In Turkey, the burden of obligatory service is placed exclusively on the Mussulman population, the Christians up till now having enjoyed complete exemption, in return for which they have paid a small poll-tax. The Turkish soldier is among the toughest as well as the bravest in the world, and he will undergo great hardships uncomplainingly; but there are limits even to his endurance. It would be difficult to exaggerate the pitiable condition of these fine troops, as I have often seen them in provincial garrisons and posts in the days of the old _régime_. They never received their full rations; sometimes they were in a starving condition; they were ill-clothed even when guarding the frontier through the hard Balkan winters; often in rags and tatters, with what remained of their uniforms supplemented with such native garments as they could pick up; their small pay was always in arrears; they were untrained and undisciplined—a pitiful waste of the finest military material in Europe; and the officers themselves irregularly paid, slovenly, because they had no means to procure the decencies of life, and estranged one from the other by the hateful spy system, were in no condition to inspire their men with the high spirit and _esprit de corps_ that used to distinguish the Turkish army. But despite all this, when fighting had to be done these men remembered that they were Turkish soldiers, and fought well.

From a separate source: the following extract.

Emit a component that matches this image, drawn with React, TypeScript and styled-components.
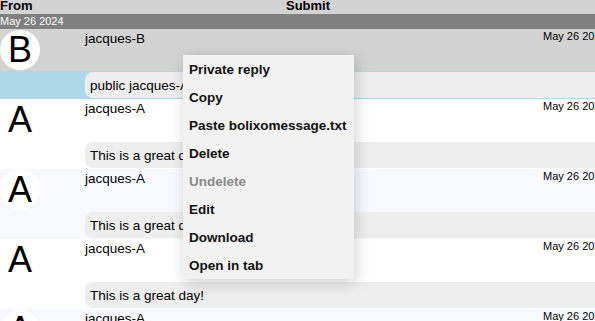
import React from "react";
import styled, { createGlobalStyle } from "styled-components";

const Global = createGlobalStyle`
  html, body { margin: 0; padding: 0; overflow: hidden; background: #fff; }
  body { font-family: "Liberation Sans", Arial, sans-serif; font-size: 13px; color: #000; }
`;

const Page = styled.div`
  position: relative;
  width: 595px;
  height: 321px;
  overflow: hidden;
`;

const Header = styled.div`
  display: grid;
  grid-template-columns: 85px 1fr 64px;
  height: 14px;
  line-height: 12px;
  background: #d3d3d3;
  font-weight: bold;
  font-size: 13px;
`;

const HeaderCell = styled.div<{ $center?: boolean }>`
  text-align: ${(p) => (p.$center ? "center" : "left")};
  white-space: nowrap;
`;

const DateBar = styled.div`
  height: 15px;
  line-height: 14px;
  background: #808080;
  color: #fff;
  font-size: 11px;
`;

const MessageRow = styled.div<{ $bg: string }>`
  display: grid;
  grid-template-columns: 85px 1fr 52px;
  height: 42px;
  background: ${(p) => p.$bg};
`;

const AvatarCell = styled.div`
  padding-top: 1px;
`;

const Avatar = styled.div`
  width: 40px;
  height: 40px;
  border-radius: 50%;
  background: #fff;
  display: flex;
  align-items: center;
  justify-content: center;
  font-size: 36px;
  line-height: 40px;
`;

const Name = styled.div`
  padding-top: 2px;
  font-size: 13.5px;
  line-height: 15px;
`;

const Stamp = styled.div`
  padding-top: 1px;
  font-size: 11px;
  line-height: 13px;
  white-space: nowrap;
`;

const BubbleRow = styled.div<{ $bg: string }>`
  display: flex;
  height: 28px;
  padding: 1px 0 1px 85px;
  box-sizing: border-box;
  background: ${(p) => p.$bg};
`;

const Bubble = styled.div`
  flex: 1;
  background: #eeeeee;
  border-radius: 8px 0 0 8px;
  padding-left: 5px;
  display: flex;
  align-items: center;
  font-size: 13.5px;
  white-space: nowrap;
`;

const Menu = styled.div`
  position: absolute;
  left: 183px;
  top: 55px;
  width: 171px;
  background: #f2f2f2;
  box-shadow: 2px 4px 14px rgba(0, 0, 0, 0.18);
  display: flex;
  flex-direction: column;
`;

const MenuItem = styled.div<{ $disabled?: boolean }>`
  height: 28px;
  line-height: 30px;
  padding-left: 6px;
  font-weight: bold;
  font-size: 13.5px;
  color: ${(p) => (p.$disabled ? "#8a8a8a" : "#111")};
  white-space: nowrap;
`;

type Msg = { letter: string; name: string; text: string; bg: string; bubbleBg: string };

const messages: Msg[] = [
  { letter: "B", name: "jacques-B", text: "public jacques-A to jacques-B", bg: "#d3d3d3", bubbleBg: "#add8e6" },
  { letter: "A", name: "jacques-A", text: "This is a great day!", bg: "#ffffff", bubbleBg: "#ffffff" },
  { letter: "A", name: "jacques-A", text: "This is a great day!", bg: "#f8f8ff", bubbleBg: "#f8f8ff" },
  { letter: "A", name: "jacques-A", text: "This is a great day!", bg: "#ffffff", bubbleBg: "#ffffff" },
  { letter: "A", name: "jacques-A", text: "This is a great day!", bg: "#f8f8ff", bubbleBg: "#f8f8ff" },
];

const menuItems = [
  { label: "Private reply" },
  { label: "Copy" },
  { label: "Paste bolixomessage.txt" },
  { label: "Delete" },
  { label: "Undelete", disabled: true },
  { label: "Edit" },
  { label: "Download" },
  { label: "Open in tab" },
];

export default function App() {
  return (
    <Page>
      <Global />
      <Header>
        <HeaderCell>From</HeaderCell>
        <HeaderCell $center>Submit</HeaderCell>
        <HeaderCell />
      </Header>
      <DateBar>May 26 2024</DateBar>
      {messages.map((m, i) => (
        <React.Fragment key={i}>
          <MessageRow $bg={m.bg}>
            <AvatarCell>
              <Avatar>{m.letter}</Avatar>
            </AvatarCell>
            <Name>{m.name}</Name>
            <Stamp>May 26 2024</Stamp>
          </MessageRow>
          <BubbleRow $bg={m.bubbleBg}>
            <Bubble>{m.text}</Bubble>
          </BubbleRow>
        </React.Fragment>
      ))}
      <Menu>
        {menuItems.map((it) => (
          <MenuItem key={it.label} $disabled={it.disabled}>
            {it.label}
          </MenuItem>
        ))}
      </Menu>
    </Page>
  );
}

The Turkish soldier might even have put up with all this during his four years of service with the colours, for it takes much to rouse him to mutiny; but his oppression took one form that was intolerable to him and to his family; the iniquitous custom grew up of keeping him with the army for several years after his term of service had legally expired; and the reservists also, when called out for their periodical training, were not infrequently carried off to remote parts of the Empire and compelled to resume their military service for an indefinite time. The worst lot of all was that of regiments ordered to the Hedjaz or the Yemen. In those wild regions the wretched troops, ill-equipped, with wholly inadequate transport, and therefore always short of food, and generally provided with insufficient ammunition, had to carry on long campaigns against the rebel Arabs. They thus suffered great privations, and were not seldom defeated and massacred in consequence of the criminal negligence of Turkey’s rulers. Educated surgeons were rarely attached to these expeditions, and I have been assured by old soldiers, who had served in Arabia, that if a man was sick or wounded, so that he was unable to march, there was little chance for him, as there were no means for carrying him; and that in these circumstances the ignorant and ill-paid men who played the part of army doctors, after pretending to examine a man, would declare that he was in a dying condition, and had him buried in the sand while yet alive. It often happened, too, that soldiers in Arabia, when they did get their discharge—probably because they were unfit for further service—were refused transport back to Turkey on the Government ships, and, being penniless, had to remain in that alien land until charitable people, of whom there are happily plenty among the Turks, came to their rescue. A friend of mine, who was recently British consul in a Turkish port, after careful investigation in his particular district, found that not more than twenty per cent. of the soldiers who were sent to the Yemen returned to their homes. Whenever conscripts were carried away for service in that dreaded land there were piteous scenes, and crowds of wailing women would come to the ship’s side to bid a last farewell to the relatives whom they never expected to see again, and already mourned as dead.
Under this shocking system of military maladministration there was a great waste of Turkey’s young manhood. The rate of mortality in the army was excessive, and this was one of the principal causes of the standstill in the numbers of this, the finest peasantry in Europe, as compared with the rapid increase of the exempted Christian population. These conscripts, when they were torn from their homes, often left behind them wives and families dependent on them, so the whole Mussulman people suffered greatly through the vile treatment of the army, that was the best part of itself and in which every one had relatives; and at last it came about that even the faithful peasantry lost its loyalty, and, like the Moslems of the higher classes, was ready to rise and sweep away the intolerable Despotism.